GIVEN EXERCISE:
Your copy of the material must match it exactly, except that pictures are dropped.
* * * * * * *
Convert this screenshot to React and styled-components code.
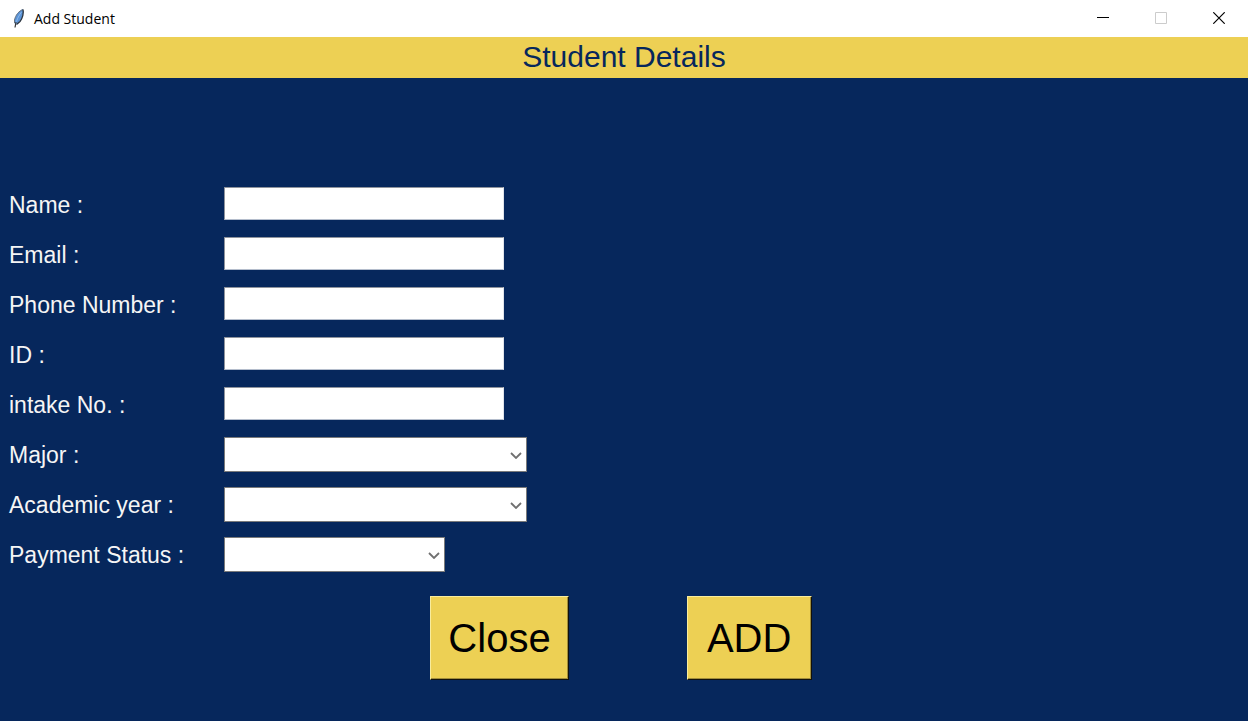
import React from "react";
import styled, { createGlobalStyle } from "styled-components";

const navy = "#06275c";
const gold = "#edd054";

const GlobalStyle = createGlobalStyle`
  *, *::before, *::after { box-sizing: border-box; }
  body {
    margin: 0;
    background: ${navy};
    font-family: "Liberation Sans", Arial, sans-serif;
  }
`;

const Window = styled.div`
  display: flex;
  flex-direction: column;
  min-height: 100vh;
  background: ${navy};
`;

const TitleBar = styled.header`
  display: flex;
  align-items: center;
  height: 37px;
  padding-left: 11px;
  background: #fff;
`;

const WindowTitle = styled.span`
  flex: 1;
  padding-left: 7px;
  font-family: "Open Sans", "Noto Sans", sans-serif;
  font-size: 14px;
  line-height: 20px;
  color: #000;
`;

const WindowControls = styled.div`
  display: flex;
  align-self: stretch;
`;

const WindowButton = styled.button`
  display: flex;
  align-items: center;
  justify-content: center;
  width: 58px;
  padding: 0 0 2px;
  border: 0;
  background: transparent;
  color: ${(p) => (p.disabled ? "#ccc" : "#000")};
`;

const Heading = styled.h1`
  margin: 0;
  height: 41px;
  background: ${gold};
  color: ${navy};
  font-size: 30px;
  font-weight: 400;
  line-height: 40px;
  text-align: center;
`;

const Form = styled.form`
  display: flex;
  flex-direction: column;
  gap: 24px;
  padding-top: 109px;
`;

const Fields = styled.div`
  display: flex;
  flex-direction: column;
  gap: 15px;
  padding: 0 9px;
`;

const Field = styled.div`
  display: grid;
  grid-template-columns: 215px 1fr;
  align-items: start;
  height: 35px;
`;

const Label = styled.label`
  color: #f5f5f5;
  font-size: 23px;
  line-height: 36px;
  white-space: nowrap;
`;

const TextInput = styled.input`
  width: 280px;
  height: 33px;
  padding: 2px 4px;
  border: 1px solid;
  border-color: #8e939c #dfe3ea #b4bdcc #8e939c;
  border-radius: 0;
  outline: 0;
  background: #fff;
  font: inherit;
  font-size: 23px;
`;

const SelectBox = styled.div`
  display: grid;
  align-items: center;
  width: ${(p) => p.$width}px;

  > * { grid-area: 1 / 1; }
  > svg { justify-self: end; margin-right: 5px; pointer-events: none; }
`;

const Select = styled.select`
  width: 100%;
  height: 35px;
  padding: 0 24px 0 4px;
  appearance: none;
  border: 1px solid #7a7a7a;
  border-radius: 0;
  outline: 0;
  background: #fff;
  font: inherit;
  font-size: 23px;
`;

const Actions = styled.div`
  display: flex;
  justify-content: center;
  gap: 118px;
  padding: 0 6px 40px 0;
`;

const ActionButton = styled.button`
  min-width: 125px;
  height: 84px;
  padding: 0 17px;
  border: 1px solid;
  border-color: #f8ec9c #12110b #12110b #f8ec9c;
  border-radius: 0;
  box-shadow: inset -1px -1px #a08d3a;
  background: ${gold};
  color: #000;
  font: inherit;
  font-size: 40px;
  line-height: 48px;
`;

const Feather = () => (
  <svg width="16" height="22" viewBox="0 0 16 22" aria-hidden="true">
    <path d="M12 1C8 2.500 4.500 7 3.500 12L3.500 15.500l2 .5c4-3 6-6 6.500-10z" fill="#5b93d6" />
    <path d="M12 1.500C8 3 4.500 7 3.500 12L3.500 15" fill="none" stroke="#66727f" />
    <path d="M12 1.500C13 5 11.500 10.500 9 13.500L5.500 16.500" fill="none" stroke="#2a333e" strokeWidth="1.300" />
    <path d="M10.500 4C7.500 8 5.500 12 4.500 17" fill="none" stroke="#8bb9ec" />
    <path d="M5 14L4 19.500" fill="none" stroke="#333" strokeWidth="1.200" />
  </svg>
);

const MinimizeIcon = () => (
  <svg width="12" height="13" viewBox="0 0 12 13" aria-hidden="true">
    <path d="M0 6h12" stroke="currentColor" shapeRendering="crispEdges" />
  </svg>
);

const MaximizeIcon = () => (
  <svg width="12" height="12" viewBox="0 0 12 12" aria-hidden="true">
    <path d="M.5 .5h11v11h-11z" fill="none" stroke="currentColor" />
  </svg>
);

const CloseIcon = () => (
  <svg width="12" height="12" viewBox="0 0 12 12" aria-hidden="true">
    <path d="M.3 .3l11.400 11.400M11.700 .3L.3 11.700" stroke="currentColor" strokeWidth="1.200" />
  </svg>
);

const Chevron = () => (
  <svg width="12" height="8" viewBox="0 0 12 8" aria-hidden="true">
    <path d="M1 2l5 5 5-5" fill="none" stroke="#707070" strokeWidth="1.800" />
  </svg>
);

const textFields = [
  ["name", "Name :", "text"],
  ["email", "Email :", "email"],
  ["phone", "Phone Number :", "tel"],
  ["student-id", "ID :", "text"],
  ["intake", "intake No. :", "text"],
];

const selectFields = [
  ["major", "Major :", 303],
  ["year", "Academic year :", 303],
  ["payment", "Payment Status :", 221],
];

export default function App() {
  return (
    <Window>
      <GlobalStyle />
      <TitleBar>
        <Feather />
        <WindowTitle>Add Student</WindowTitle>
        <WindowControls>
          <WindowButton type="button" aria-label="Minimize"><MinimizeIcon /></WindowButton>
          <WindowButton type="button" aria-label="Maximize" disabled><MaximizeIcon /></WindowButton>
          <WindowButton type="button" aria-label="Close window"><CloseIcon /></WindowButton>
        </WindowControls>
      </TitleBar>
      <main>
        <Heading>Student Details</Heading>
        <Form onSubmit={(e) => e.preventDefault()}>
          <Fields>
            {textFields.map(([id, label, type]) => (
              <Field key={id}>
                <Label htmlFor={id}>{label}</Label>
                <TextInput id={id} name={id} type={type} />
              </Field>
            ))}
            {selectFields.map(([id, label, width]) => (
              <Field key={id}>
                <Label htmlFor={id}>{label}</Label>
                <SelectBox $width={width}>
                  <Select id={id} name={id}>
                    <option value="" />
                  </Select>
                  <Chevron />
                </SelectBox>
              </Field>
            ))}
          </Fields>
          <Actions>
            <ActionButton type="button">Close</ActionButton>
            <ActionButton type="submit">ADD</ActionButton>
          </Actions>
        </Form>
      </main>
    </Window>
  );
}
* * * * * * *
IN RESPONSE:
Convert this screenshot to React and styled-components code.
import React from "react";
import styled, { createGlobalStyle } from "styled-components";

const navy = "#06275c";
const gold = "#edd054";

const GlobalStyle = createGlobalStyle`
  *, *::before, *::after { box-sizing: border-box; }
  body {
    margin: 0;
    background: ${navy};
    font-family: "Liberation Sans", Arial, sans-serif;
  }
`;

const Window = styled.div`
  display: flex;
  flex-direction: column;
  min-height: 100vh;
  background: ${navy};
`;

const TitleBar = styled.header`
  display: flex;
  align-items: center;
  height: 37px;
  padding-left: 11px;
  background: #fff;
`;

const WindowTitle = styled.span`
  flex: 1;
  padding-left: 7px;
  font-family: "Open Sans", "Noto Sans", sans-serif;
  font-size: 14px;
  line-height: 20px;
  color: #000;
`;

const WindowControls = styled.div`
  display: flex;
  align-self: stretch;
`;

const WindowButton = styled.button`
  display: flex;
  align-items: center;
  justify-content: center;
  width: 58px;
  padding: 0 0 2px;
  border: 0;
  background: transparent;
  color: ${(p) => (p.disabled ? "#ccc" : "#000")};
`;

const Heading = styled.h1`
  margin: 0;
  height: 41px;
  background: ${gold};
  color: ${navy};
  font-size: 30px;
  font-weight: 400;
  line-height: 40px;
  text-align: center;
`;

const Form = styled.form`
  display: flex;
  flex-direction: column;
  gap: 24px;
  padding-top: 109px;
`;

const Fields = styled.div`
  display: flex;
  flex-direction: column;
  gap: 15px;
  padding: 0 9px;
`;

const Field = styled.div`
  display: grid;
  grid-template-columns: 215px 1fr;
  align-items: start;
  height: 35px;
`;

const Label = styled.label`
  color: #f5f5f5;
  font-size: 23px;
  line-height: 36px;
  white-space: nowrap;
`;

const TextInput = styled.input`
  width: 280px;
  height: 33px;
  padding: 2px 4px;
  border: 1px solid;
  border-color: #8e939c #dfe3ea #b4bdcc #8e939c;
  border-radius: 0;
  outline: 0;
  background: #fff;
  font: inherit;
  font-size: 23px;
`;

const SelectBox = styled.div`
  display: grid;
  align-items: center;
  width: ${(p) => p.$width}px;

  > * { grid-area: 1 / 1; }
  > svg { justify-self: end; margin-right: 5px; pointer-events: none; }
`;

const Select = styled.select`
  width: 100%;
  height: 35px;
  padding: 0 24px 0 4px;
  appearance: none;
  border: 1px solid #7a7a7a;
  border-radius: 0;
  outline: 0;
  background: #fff;
  font: inherit;
  font-size: 23px;
`;

const Actions = styled.div`
  display: flex;
  justify-content: center;
  gap: 118px;
  padding: 0 6px 40px 0;
`;

const ActionButton = styled.button`
  min-width: 125px;
  height: 84px;
  padding: 0 17px;
  border: 1px solid;
  border-color: #f8ec9c #12110b #12110b #f8ec9c;
  border-radius: 0;
  box-shadow: inset -1px -1px #a08d3a;
  background: ${gold};
  color: #000;
  font: inherit;
  font-size: 40px;
  line-height: 48px;
`;

const Feather = () => (
  <svg width="16" height="22" viewBox="0 0 16 22" aria-hidden="true">
    <path d="M12 1C8 2.500 4.500 7 3.500 12L3.500 15.500l2 .5c4-3 6-6 6.500-10z" fill="#5b93d6" />
    <path d="M12 1.500C8 3 4.500 7 3.500 12L3.500 15" fill="none" stroke="#66727f" />
    <path d="M12 1.500C13 5 11.500 10.500 9 13.500L5.500 16.500" fill="none" stroke="#2a333e" strokeWidth="1.300" />
    <path d="M10.500 4C7.500 8 5.500 12 4.500 17" fill="none" stroke="#8bb9ec" />
    <path d="M5 14L4 19.500" fill="none" stroke="#333" strokeWidth="1.200" />
  </svg>
);

const MinimizeIcon = () => (
  <svg width="12" height="13" viewBox="0 0 12 13" aria-hidden="true">
    <path d="M0 6h12" stroke="currentColor" shapeRendering="crispEdges" />
  </svg>
);

const MaximizeIcon = () => (
  <svg width="12" height="12" viewBox="0 0 12 12" aria-hidden="true">
    <path d="M.5 .5h11v11h-11z" fill="none" stroke="currentColor" />
  </svg>
);

const CloseIcon = () => (
  <svg width="12" height="12" viewBox="0 0 12 12" aria-hidden="true">
    <path d="M.3 .3l11.400 11.400M11.700 .3L.3 11.700" stroke="currentColor" strokeWidth="1.200" />
  </svg>
);

const Chevron = () => (
  <svg width="12" height="8" viewBox="0 0 12 8" aria-hidden="true">
    <path d="M1 2l5 5 5-5" fill="none" stroke="#707070" strokeWidth="1.800" />
  </svg>
);

const textFields = [
  ["name", "Name :", "text"],
  ["email", "Email :", "email"],
  ["phone", "Phone Number :", "tel"],
  ["student-id", "ID :", "text"],
  ["intake", "intake No. :", "text"],
];

const selectFields = [
  ["major", "Major :", 303],
  ["year", "Academic year :", 303],
  ["payment", "Payment Status :", 221],
];

export default function App() {
  return (
    <Window>
      <GlobalStyle />
      <TitleBar>
        <Feather />
        <WindowTitle>Add Student</WindowTitle>
        <WindowControls>
          <WindowButton type="button" aria-label="Minimize"><MinimizeIcon /></WindowButton>
          <WindowButton type="button" aria-label="Maximize" disabled><MaximizeIcon /></WindowButton>
          <WindowButton type="button" aria-label="Close window"><CloseIcon /></WindowButton>
        </WindowControls>
      </TitleBar>
      <main>
        <Heading>Student Details</Heading>
        <Form onSubmit={(e) => e.preventDefault()}>
          <Fields>
            {textFields.map(([id, label, type]) => (
              <Field key={id}>
                <Label htmlFor={id}>{label}</Label>
                <TextInput id={id} name={id} type={type} />
              </Field>
            ))}
            {selectFields.map(([id, label, width]) => (
              <Field key={id}>
                <Label htmlFor={id}>{label}</Label>
                <SelectBox $width={width}>
                  <Select id={id} name={id}>
                    <option value="" />
                  </Select>
                  <Chevron />
                </SelectBox>
              </Field>
            ))}
          </Fields>
          <Actions>
            <ActionButton type="button">Close</ActionButton>
            <ActionButton type="submit">ADD</ActionButton>
          </Actions>
        </Form>
      </main>
    </Window>
  );
}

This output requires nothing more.